### Your objective
Take the data below and repeat it exactly.

### Data segment
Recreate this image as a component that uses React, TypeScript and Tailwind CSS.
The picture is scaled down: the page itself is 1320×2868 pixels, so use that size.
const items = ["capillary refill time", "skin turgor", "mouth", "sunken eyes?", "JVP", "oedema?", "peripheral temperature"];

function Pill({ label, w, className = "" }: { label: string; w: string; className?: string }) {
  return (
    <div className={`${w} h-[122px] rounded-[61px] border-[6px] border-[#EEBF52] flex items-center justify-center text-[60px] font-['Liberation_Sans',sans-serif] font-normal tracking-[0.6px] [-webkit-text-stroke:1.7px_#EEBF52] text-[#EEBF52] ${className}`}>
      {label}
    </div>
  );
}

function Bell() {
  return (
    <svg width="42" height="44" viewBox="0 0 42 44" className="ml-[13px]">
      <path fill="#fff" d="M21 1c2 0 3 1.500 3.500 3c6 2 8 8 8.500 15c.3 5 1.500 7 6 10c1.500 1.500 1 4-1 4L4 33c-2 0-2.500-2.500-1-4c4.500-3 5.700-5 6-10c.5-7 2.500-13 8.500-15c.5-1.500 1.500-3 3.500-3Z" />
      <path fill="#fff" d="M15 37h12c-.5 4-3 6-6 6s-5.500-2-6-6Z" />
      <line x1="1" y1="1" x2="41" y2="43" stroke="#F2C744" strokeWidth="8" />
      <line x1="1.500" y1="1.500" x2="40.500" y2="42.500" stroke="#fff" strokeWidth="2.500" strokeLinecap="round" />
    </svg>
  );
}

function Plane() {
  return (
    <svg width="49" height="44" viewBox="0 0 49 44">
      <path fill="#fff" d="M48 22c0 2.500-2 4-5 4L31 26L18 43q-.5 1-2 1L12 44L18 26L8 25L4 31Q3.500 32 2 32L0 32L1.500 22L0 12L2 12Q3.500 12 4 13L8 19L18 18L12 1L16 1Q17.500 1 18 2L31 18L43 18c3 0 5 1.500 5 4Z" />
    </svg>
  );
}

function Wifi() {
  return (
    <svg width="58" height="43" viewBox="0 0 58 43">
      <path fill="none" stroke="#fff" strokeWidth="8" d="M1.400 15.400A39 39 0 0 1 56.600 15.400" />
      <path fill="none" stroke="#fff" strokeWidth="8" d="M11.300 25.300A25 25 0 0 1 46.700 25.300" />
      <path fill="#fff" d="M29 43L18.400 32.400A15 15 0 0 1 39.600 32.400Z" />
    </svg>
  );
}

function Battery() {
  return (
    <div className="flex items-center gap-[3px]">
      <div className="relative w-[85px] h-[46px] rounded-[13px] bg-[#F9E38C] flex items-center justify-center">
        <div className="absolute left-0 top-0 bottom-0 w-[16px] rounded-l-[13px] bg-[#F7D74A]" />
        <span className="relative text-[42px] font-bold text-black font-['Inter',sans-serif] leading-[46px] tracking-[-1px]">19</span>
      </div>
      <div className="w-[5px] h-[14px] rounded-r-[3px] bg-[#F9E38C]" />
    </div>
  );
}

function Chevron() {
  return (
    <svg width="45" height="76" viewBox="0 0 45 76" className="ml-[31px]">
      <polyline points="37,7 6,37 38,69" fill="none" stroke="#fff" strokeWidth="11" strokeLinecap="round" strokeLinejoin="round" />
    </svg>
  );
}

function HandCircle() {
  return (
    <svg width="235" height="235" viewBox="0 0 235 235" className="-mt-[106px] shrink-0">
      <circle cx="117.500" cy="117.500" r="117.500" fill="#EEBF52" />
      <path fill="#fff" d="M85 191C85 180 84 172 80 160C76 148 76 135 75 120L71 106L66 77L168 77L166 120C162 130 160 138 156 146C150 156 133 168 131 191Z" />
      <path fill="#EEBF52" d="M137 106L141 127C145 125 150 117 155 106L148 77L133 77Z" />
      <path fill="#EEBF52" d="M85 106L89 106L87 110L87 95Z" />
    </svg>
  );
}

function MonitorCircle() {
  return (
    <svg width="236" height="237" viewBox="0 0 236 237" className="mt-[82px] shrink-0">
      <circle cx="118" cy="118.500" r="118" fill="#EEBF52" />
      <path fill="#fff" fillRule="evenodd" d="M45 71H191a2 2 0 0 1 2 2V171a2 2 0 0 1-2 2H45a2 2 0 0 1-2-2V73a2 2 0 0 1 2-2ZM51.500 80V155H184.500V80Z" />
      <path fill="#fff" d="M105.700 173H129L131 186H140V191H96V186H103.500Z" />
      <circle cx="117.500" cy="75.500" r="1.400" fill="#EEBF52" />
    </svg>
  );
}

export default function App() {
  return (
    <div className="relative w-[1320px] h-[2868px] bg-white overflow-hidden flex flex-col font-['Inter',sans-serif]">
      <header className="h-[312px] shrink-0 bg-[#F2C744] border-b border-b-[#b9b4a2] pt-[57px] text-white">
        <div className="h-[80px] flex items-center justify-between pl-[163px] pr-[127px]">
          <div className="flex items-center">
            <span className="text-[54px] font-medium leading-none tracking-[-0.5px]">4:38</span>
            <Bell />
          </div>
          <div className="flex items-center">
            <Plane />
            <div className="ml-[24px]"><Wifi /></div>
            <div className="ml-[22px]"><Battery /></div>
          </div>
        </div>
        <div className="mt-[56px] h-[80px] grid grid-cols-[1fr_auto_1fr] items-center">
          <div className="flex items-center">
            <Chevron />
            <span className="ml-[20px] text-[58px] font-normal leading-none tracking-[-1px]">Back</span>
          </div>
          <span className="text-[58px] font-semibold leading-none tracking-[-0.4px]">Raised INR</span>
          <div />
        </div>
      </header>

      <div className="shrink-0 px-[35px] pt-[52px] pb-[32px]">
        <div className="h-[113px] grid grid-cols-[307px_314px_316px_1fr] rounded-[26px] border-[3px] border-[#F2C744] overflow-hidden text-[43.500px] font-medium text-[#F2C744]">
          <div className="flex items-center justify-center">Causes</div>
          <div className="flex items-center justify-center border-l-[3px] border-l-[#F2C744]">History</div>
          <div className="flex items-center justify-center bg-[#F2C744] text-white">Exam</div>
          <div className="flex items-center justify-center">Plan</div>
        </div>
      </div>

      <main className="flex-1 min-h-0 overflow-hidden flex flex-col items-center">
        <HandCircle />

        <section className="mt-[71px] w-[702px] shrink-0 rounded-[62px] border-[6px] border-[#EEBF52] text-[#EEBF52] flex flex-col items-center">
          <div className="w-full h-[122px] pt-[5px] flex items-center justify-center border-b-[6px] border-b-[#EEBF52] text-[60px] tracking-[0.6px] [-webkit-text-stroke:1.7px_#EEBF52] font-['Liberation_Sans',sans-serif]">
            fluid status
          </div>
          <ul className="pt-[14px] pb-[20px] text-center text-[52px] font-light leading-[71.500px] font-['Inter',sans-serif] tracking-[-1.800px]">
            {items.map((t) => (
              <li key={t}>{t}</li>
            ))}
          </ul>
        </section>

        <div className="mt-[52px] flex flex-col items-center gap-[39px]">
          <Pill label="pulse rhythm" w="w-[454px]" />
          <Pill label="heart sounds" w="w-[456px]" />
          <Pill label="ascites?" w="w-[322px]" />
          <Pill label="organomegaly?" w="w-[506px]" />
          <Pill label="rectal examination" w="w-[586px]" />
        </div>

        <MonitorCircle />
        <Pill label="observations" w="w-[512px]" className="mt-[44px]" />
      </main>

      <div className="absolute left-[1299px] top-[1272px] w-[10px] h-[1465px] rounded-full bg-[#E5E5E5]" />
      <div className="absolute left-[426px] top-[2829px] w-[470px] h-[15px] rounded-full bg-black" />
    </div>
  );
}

### Expected answer
Recreate this image as a component that uses React, TypeScript and Tailwind CSS.
The picture is scaled down: the page itself is 1320×2868 pixels, so use that size.
const items = ["capillary refill time", "skin turgor", "mouth", "sunken eyes?", "JVP", "oedema?", "peripheral temperature"];

function Pill({ label, w, className = "" }: { label: string; w: string; className?: string }) {
  return (
    <div className={`${w} h-[122px] rounded-[61px] border-[6px] border-[#EEBF52] flex items-center justify-center text-[60px] font-['Liberation_Sans',sans-serif] font-normal tracking-[0.6px] [-webkit-text-stroke:1.7px_#EEBF52] text-[#EEBF52] ${className}`}>
      {label}
    </div>
  );
}

function Bell() {
  return (
    <svg width="42" height="44" viewBox="0 0 42 44" className="ml-[13px]">
      <path fill="#fff" d="M21 1c2 0 3 1.500 3.500 3c6 2 8 8 8.500 15c.3 5 1.500 7 6 10c1.500 1.500 1 4-1 4L4 33c-2 0-2.500-2.500-1-4c4.500-3 5.700-5 6-10c.5-7 2.500-13 8.500-15c.5-1.500 1.500-3 3.500-3Z" />
      <path fill="#fff" d="M15 37h12c-.5 4-3 6-6 6s-5.500-2-6-6Z" />
      <line x1="1" y1="1" x2="41" y2="43" stroke="#F2C744" strokeWidth="8" />
      <line x1="1.500" y1="1.500" x2="40.500" y2="42.500" stroke="#fff" strokeWidth="2.500" strokeLinecap="round" />
    </svg>
  );
}

function Plane() {
  return (
    <svg width="49" height="44" viewBox="0 0 49 44">
      <path fill="#fff" d="M48 22c0 2.500-2 4-5 4L31 26L18 43q-.5 1-2 1L12 44L18 26L8 25L4 31Q3.500 32 2 32L0 32L1.500 22L0 12L2 12Q3.500 12 4 13L8 19L18 18L12 1L16 1Q17.500 1 18 2L31 18L43 18c3 0 5 1.500 5 4Z" />
    </svg>
  );
}

function Wifi() {
  return (
    <svg width="58" height="43" viewBox="0 0 58 43">
      <path fill="none" stroke="#fff" strokeWidth="8" d="M1.400 15.400A39 39 0 0 1 56.600 15.400" />
      <path fill="none" stroke="#fff" strokeWidth="8" d="M11.300 25.300A25 25 0 0 1 46.700 25.300" />
      <path fill="#fff" d="M29 43L18.400 32.400A15 15 0 0 1 39.600 32.400Z" />
    </svg>
  );
}

function Battery() {
  return (
    <div className="flex items-center gap-[3px]">
      <div className="relative w-[85px] h-[46px] rounded-[13px] bg-[#F9E38C] flex items-center justify-center">
        <div className="absolute left-0 top-0 bottom-0 w-[16px] rounded-l-[13px] bg-[#F7D74A]" />
        <span className="relative text-[42px] font-bold text-black font-['Inter',sans-serif] leading-[46px] tracking-[-1px]">19</span>
      </div>
      <div className="w-[5px] h-[14px] rounded-r-[3px] bg-[#F9E38C]" />
    </div>
  );
}

function Chevron() {
  return (
    <svg width="45" height="76" viewBox="0 0 45 76" className="ml-[31px]">
      <polyline points="37,7 6,37 38,69" fill="none" stroke="#fff" strokeWidth="11" strokeLinecap="round" strokeLinejoin="round" />
    </svg>
  );
}

function HandCircle() {
  return (
    <svg width="235" height="235" viewBox="0 0 235 235" className="-mt-[106px] shrink-0">
      <circle cx="117.500" cy="117.500" r="117.500" fill="#EEBF52" />
      <path fill="#fff" d="M85 191C85 180 84 172 80 160C76 148 76 135 75 120L71 106L66 77L168 77L166 120C162 130 160 138 156 146C150 156 133 168 131 191Z" />
      <path fill="#EEBF52" d="M137 106L141 127C145 125 150 117 155 106L148 77L133 77Z" />
      <path fill="#EEBF52" d="M85 106L89 106L87 110L87 95Z" />
    </svg>
  );
}

function MonitorCircle() {
  return (
    <svg width="236" height="237" viewBox="0 0 236 237" className="mt-[82px] shrink-0">
      <circle cx="118" cy="118.500" r="118" fill="#EEBF52" />
      <path fill="#fff" fillRule="evenodd" d="M45 71H191a2 2 0 0 1 2 2V171a2 2 0 0 1-2 2H45a2 2 0 0 1-2-2V73a2 2 0 0 1 2-2ZM51.500 80V155H184.500V80Z" />
      <path fill="#fff" d="M105.700 173H129L131 186H140V191H96V186H103.500Z" />
      <circle cx="117.500" cy="75.500" r="1.400" fill="#EEBF52" />
    </svg>
  );
}

export default function App() {
  return (
    <div className="relative w-[1320px] h-[2868px] bg-white overflow-hidden flex flex-col font-['Inter',sans-serif]">
      <header className="h-[312px] shrink-0 bg-[#F2C744] border-b border-b-[#b9b4a2] pt-[57px] text-white">
        <div className="h-[80px] flex items-center justify-between pl-[163px] pr-[127px]">
          <div className="flex items-center">
            <span className="text-[54px] font-medium leading-none tracking-[-0.5px]">4:38</span>
            <Bell />
          </div>
          <div className="flex items-center">
            <Plane />
            <div className="ml-[24px]"><Wifi /></div>
            <div className="ml-[22px]"><Battery /></div>
          </div>
        </div>
        <div className="mt-[56px] h-[80px] grid grid-cols-[1fr_auto_1fr] items-center">
          <div className="flex items-center">
            <Chevron />
            <span className="ml-[20px] text-[58px] font-normal leading-none tracking-[-1px]">Back</span>
          </div>
          <span className="text-[58px] font-semibold leading-none tracking-[-0.4px]">Raised INR</span>
          <div />
        </div>
      </header>

      <div className="shrink-0 px-[35px] pt-[52px] pb-[32px]">
        <div className="h-[113px] grid grid-cols-[307px_314px_316px_1fr] rounded-[26px] border-[3px] border-[#F2C744] overflow-hidden text-[43.500px] font-medium text-[#F2C744]">
          <div className="flex items-center justify-center">Causes</div>
          <div className="flex items-center justify-center border-l-[3px] border-l-[#F2C744]">History</div>
          <div className="flex items-center justify-center bg-[#F2C744] text-white">Exam</div>
          <div className="flex items-center justify-center">Plan</div>
        </div>
      </div>

      <main className="flex-1 min-h-0 overflow-hidden flex flex-col items-center">
        <HandCircle />

        <section className="mt-[71px] w-[702px] shrink-0 rounded-[62px] border-[6px] border-[#EEBF52] text-[#EEBF52] flex flex-col items-center">
          <div className="w-full h-[122px] pt-[5px] flex items-center justify-center border-b-[6px] border-b-[#EEBF52] text-[60px] tracking-[0.6px] [-webkit-text-stroke:1.7px_#EEBF52] font-['Liberation_Sans',sans-serif]">
            fluid status
          </div>
          <ul className="pt-[14px] pb-[20px] text-center text-[52px] font-light leading-[71.500px] font-['Inter',sans-serif] tracking-[-1.800px]">
            {items.map((t) => (
              <li key={t}>{t}</li>
            ))}
          </ul>
        </section>

        <div className="mt-[52px] flex flex-col items-center gap-[39px]">
          <Pill label="pulse rhythm" w="w-[454px]" />
          <Pill label="heart sounds" w="w-[456px]" />
          <Pill label="ascites?" w="w-[322px]" />
          <Pill label="organomegaly?" w="w-[506px]" />
          <Pill label="rectal examination" w="w-[586px]" />
        </div>

        <MonitorCircle />
        <Pill label="observations" w="w-[512px]" className="mt-[44px]" />
      </main>

      <div className="absolute left-[1299px] top-[1272px] w-[10px] h-[1465px] rounded-full bg-[#E5E5E5]" />
      <div className="absolute left-[426px] top-[2829px] w-[470px] h-[15px] rounded-full bg-black" />
    </div>
  );
}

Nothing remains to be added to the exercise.